Atom Bank raises further £100m from shareholders, shakes off valuation hit as London IPO looms
Atom Bank has completed a £100m equity raise from long-term shareholders as it prepares for a likely London IPO, while the digital lender’s chief executive told City A.M. that its lower valuation “doesn’t matter”.
The backing from its shareholders, including Spanish bank BBVA and private equity firm Toscafund, will help Atom to ramp up its lending to businesses and households.
The bank said the capital, the last it will be raised before a flotation, will be used to accelerate balance sheet growth, offer savers better rates and enable more lending to SMEs, first time buyers and homeowners.
Chief executive Mark Mullen said he was “delighted with this vote of confidence” from Atom’s investors.
“This money will be put to work to drive growth and to fuel the development of our franchise. UK customers need better outcomes and better banks,” he said.
Despite the £100m in backing, the funding round valued the challenger at £362m, down from £435m at the start of last year.
“What’s driving the valuation is much more to do with market conditions and bank benchmarks than testing the performance of the company in an open market, because it’s private,” Mullen told City A.M.
“The valuation today doesn’t matter.
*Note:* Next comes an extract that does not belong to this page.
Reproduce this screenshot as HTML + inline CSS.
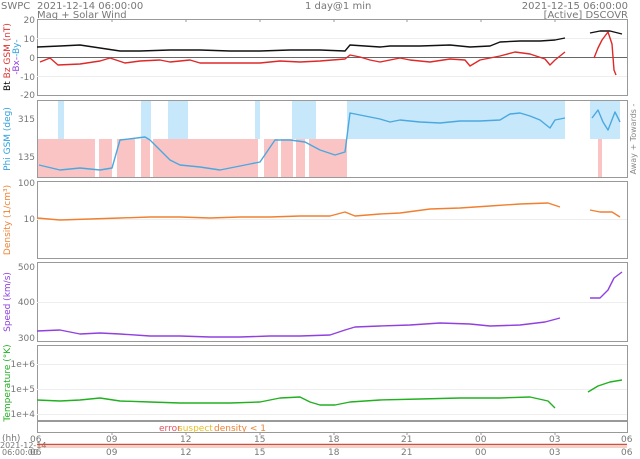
<!DOCTYPE html><html><head><style>
body{margin:0;background:#fff;width:640px;height:455px;overflow:hidden;font-family:"DejaVu Sans","Liberation Sans",sans-serif}
svg text{font-family:"DejaVu Sans","Liberation Sans",sans-serif}
</style></head><body>
<svg width="640" height="455" viewBox="0 0 640 455" xmlns="http://www.w3.org/2000/svg">
<g font-size="10" fill="#777">
<text x="1" y="9">SWPC</text>
<text x="37" y="9">2021-12-14 06:00:00</text>
<text x="37" y="18">Mag + Solar Wind</text>
<text x="305" y="9">1 day@1 min</text>
<text x="628" y="9" text-anchor="end">2021-12-15 06:00:00</text>
<text x="628" y="18" text-anchor="end">[Active] DSCOVR</text>
</g>
<g>
<rect x="37" y="139" width="310" height="38" fill="#fbc4c4"/>
<rect x="95" y="139" width="4" height="38" fill="#fff"/>
<rect x="112" y="139" width="5" height="38" fill="#fff"/>
<rect x="135" y="139" width="6" height="38" fill="#fff"/>
<rect x="150" y="139" width="3" height="38" fill="#fff"/>
<rect x="258" y="139" width="6" height="38" fill="#fff"/>
<rect x="278" y="139" width="3" height="38" fill="#fff"/>
<rect x="293" y="139" width="3" height="38" fill="#fff"/>
<rect x="305" y="139" width="4" height="38" fill="#fff"/>
<rect x="58" y="100" width="6" height="39" fill="#c6e8fa"/>
<rect x="141" y="100" width="10" height="39" fill="#c6e8fa"/>
<rect x="168" y="100" width="20" height="39" fill="#c6e8fa"/>
<rect x="292" y="100" width="24" height="39" fill="#c6e8fa"/>
<rect x="255" y="100" width="5" height="39" fill="#c6e8fa"/>
<rect x="347" y="100" width="218" height="39" fill="#c6e8fa"/>
<rect x="590" y="100" width="30" height="39" fill="#c6e8fa"/>
<rect x="598" y="139" width="4" height="38" fill="#fbc4c4"/>
</g>
<g fill="none" stroke="#999" stroke-width="1">
<rect x="37.5" y="19.5" width="590" height="76"/>
<rect x="37.5" y="100.5" width="590" height="77"/>
<rect x="37.5" y="181.5" width="590" height="77"/>
<rect x="37.5" y="262.5" width="590" height="79"/>
<rect x="37.5" y="345.5" width="590" height="75"/>
<rect x="37.5" y="421.5" width="590" height="11"/>
</g>
<line x1="37" y1="57.5" x2="627" y2="57.5" stroke="#666"/>
<g stroke="#eee">
<line x1="37" y1="38.5" x2="627" y2="38.5"/><line x1="37" y1="76.5" x2="627" y2="76.5"/>
<line x1="37" y1="219.5" x2="627" y2="219.5"/><line x1="37" y1="302.5" x2="627" y2="302.5"/>
<line x1="37" y1="364.5" x2="627" y2="364.5"/><line x1="37" y1="389.5" x2="627" y2="389.5"/><line x1="37" y1="414.5" x2="627" y2="414.5"/>
</g>
<g stroke="#999">
<path d="M112 19v3M186 19v3M260 19v3M334 19v3M407 19v3M481 19v3M555 19v3M112 432v3M186 432v3M260 432v3M334 432v3M407 432v3M481 432v3M555 432v3"/>
</g>
<g font-size="9" fill="#777" text-anchor="end">
<text x="35" y="23">20</text><text x="35" y="42">10</text><text x="35" y="61">0</text><text x="35" y="80">-10</text><text x="35" y="98">-20</text>
<text x="35" y="122">315</text><text x="35" y="160">135</text>
<text x="35" y="186">100</text><text x="35" y="222">10</text>
<text x="35" y="270">500</text><text x="35" y="305">400</text><text x="35" y="341">300</text>
<text x="35" y="367">1e+6</text><text x="35" y="392">1e+5</text><text x="35" y="417">1e+4</text>
</g>
<g font-size="9" fill="#777">
<text x="30" y="442">06</text><text x="106" y="442">09</text><text x="180" y="442">12</text><text x="254" y="442">15</text><text x="328" y="442">18</text><text x="401" y="442">21</text><text x="475" y="442">00</text><text x="549" y="442">03</text><text x="621" y="442">06</text>
<text x="30" y="455">06</text><text x="106" y="455">09</text><text x="180" y="455">12</text><text x="254" y="455">15</text><text x="328" y="455">18</text><text x="401" y="455">21</text><text x="475" y="455">00</text><text x="549" y="455">03</text><text x="621" y="455">06</text>
<text x="2" y="441">(hh)</text>
<text x="0" y="448" font-size="8">2021-12-14</text>
<text x="2" y="455" font-size="8">06:00:00</text>
</g>
<line x1="37" y1="444.5" x2="627" y2="444.5" stroke="#d0503c" stroke-width="1.5"/>
<line x1="37" y1="447" x2="627" y2="447" stroke="#e8a090" stroke-width="1"/>
<g font-size="9">
<text x="159" y="431" fill="#e85060">error</text><text x="178" y="431" fill="#e8c020">suspect</text><text x="214" y="431" fill="#f08030">density &lt; 1</text>
</g>
<g font-size="9" text-anchor="middle">
<text transform="translate(10,57) rotate(-90)"><tspan fill="#000">Bt</tspan> <tspan fill="#e03030">Bz GSM (nT)</tspan></text>
<text transform="translate(19,57) rotate(-90)"><tspan fill="#9040e0">-Bx-</tspan><tspan fill="#30a0e0">-By-</tspan></text>
<text transform="translate(10,139) rotate(-90)" fill="#30a0e0">Phi GSM (deg)</text>
<text transform="translate(10,220) rotate(-90)" fill="#f08030">Density (1/cm³)</text>
<text transform="translate(10,302) rotate(-90)" fill="#9040e0">Speed (km/s)</text>
<text transform="translate(10,383) rotate(-90)" fill="#20b020">Temperature (°K)</text>
<text transform="translate(636,139) rotate(-90)" fill="#888" font-size="8">Away +  Towards -</text>
</g>
<g fill="none" stroke-width="1.4" stroke-linejoin="round">
<polyline stroke="#111" points="37,47 60,46 80,45 100,48 120,51 140,51 170,50 200,50 230,51 260,51 290,50 320,50 345,51 350,45 380,47 390,46 420,46 450,45 470,47 490,46 500,42 520,41 540,41 555,40 565,38"/>
<polyline stroke="#111" points="590,33 600,31 610,31 618,33 622,34"/>
<polyline stroke="#e02828" points="40,62 50,58 58,65 80,64 100,61 110,58 125,63 140,61 160,60 170,62 190,60 200,63 230,63 260,63 280,61 300,62 320,61 345,59 350,55 360,57 370,60 380,62 400,58 410,60 430,62 450,59 465,60 470,66 480,60 500,56 515,52 530,54 545,59 550,65 555,60 565,52"/>
<polyline stroke="#e02828" points="594,58 598,48 602,40 608,32 612,44 614,70 616,75"/>
<polyline stroke="#4aa8e0" points="39,165 60,170 80,168 100,170 112,168 120,140 145,137 150,140 160,150 170,160 180,165 200,167 220,170 250,164 260,162 275,140 290,140 305,142 320,150 335,155 345,152 350,113 365,116 380,119 390,122 400,120 420,122 440,123 460,121 480,121 500,120 510,114 520,113 530,116 540,120 550,128 555,120 565,118"/>
<polyline stroke="#4aa8e0" points="592,118 598,110 603,122 608,130 615,112 620,122"/>
<polyline stroke="#f08030" points="37,218 60,220 90,219 120,218 150,217 180,217 210,218 240,217 270,217 300,216 330,216 345,212 355,216 380,214 400,213 430,209 460,208 490,206 520,204 548,203 560,207"/>
<polyline stroke="#f08030" points="590,210 600,212 612,212 620,217"/>
<polyline stroke="#9040e0" points="37,331 60,330 80,334 100,333 120,334 150,336 180,336 210,337 240,337 270,336 300,336 330,335 345,330 355,327 380,326 410,325 440,323 470,324 490,326 520,325 545,322 560,318"/>
<polyline stroke="#9040e0" points="590,298 600,298 608,290 614,278 622,272"/>
<polyline stroke="#20b020" points="37,400 60,401 80,400 100,398 120,401 150,402 180,403 200,403 230,403 260,402 280,398 300,397 310,402 320,405 335,405 350,402 380,400 420,399 460,398 500,398 530,397 548,401 555,408"/>
<polyline stroke="#20b020" points="588,392 598,386 610,382 622,380"/>
</g>
</svg>
</body></html>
The valuation when we list the bank or when we sell the bank really does matter.”
Atom was founded in 2014 by Anthony Thomson, co-founder of Metro Bank, and Mullen, a former senior executive at HSBC and First Direct.
The branchless digital lender won its full banking licence in the UK back in 2016 becoming one of the UK’s first app-based banks.
Over the summer the Durham-based challenger reported a £4m operating profit in the 2023 financial year, up from a loss of £2m the year before. It remains deeply on the red on a statutory basis.
The capital raise will add to speculation that Atom Bank is on its way to an IPO in the not-too-distant future. It shelved plans for a London IPO last year due to volatile market conditions but Mullen has been open about his ambition to list in London.
“We’re a UK company serving UK customers, so it’s natural that we would think first about London,” he said. “In my mind, it’s the most logical place for the company to look for a listing.”